# Start of Dataset extract

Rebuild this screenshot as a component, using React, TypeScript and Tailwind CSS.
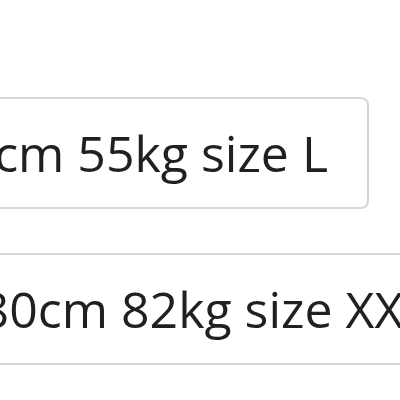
export default function App() {
    return (
        <div className="w-[400px] h-[400px] overflow-hidden bg-white font-['Open_Sans',sans-serif] text-[#1f1f24]">
            <div className="flex flex-col pt-[97px] gap-[44px]">
                {/* Top option */}
                <div className="ml-[-160px] w-[529px] h-[112px] shrink-0 flex items-center justify-end pr-[39px] border-2 border-[#d6d6d6] rounded-[8px]">
                    <span className="text-[50px] leading-none whitespace-nowrap">165cm 55kg size L</span>
                </div>

                {/* Bottom option */}
                <div className="ml-[-90px] w-[620px] h-[112px] shrink-0 flex items-center pl-[40px] border-2 border-[#d6d6d6] rounded-[8px]">
                    <span className="text-[50px] leading-none whitespace-nowrap">180cm 82kg size XXL</span>
                </div>
            </div>
        </div>
    );
}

# End of Dataset extract

Short exercise: Repeat the material above verbatim, with no pictures in the output.

Full output:
Rebuild this screenshot as a component, using React, TypeScript and Tailwind CSS.
export default function App() {
    return (
        <div className="w-[400px] h-[400px] overflow-hidden bg-white font-['Open_Sans',sans-serif] text-[#1f1f24]">
            <div className="flex flex-col pt-[97px] gap-[44px]">
                {/* Top option */}
                <div className="ml-[-160px] w-[529px] h-[112px] shrink-0 flex items-center justify-end pr-[39px] border-2 border-[#d6d6d6] rounded-[8px]">
                    <span className="text-[50px] leading-none whitespace-nowrap">165cm 55kg size L</span>
                </div>

                {/* Bottom option */}
                <div className="ml-[-90px] w-[620px] h-[112px] shrink-0 flex items-center pl-[40px] border-2 border-[#d6d6d6] rounded-[8px]">
                    <span className="text-[50px] leading-none whitespace-nowrap">180cm 82kg size XXL</span>
                </div>
            </div>
        </div>
    );
}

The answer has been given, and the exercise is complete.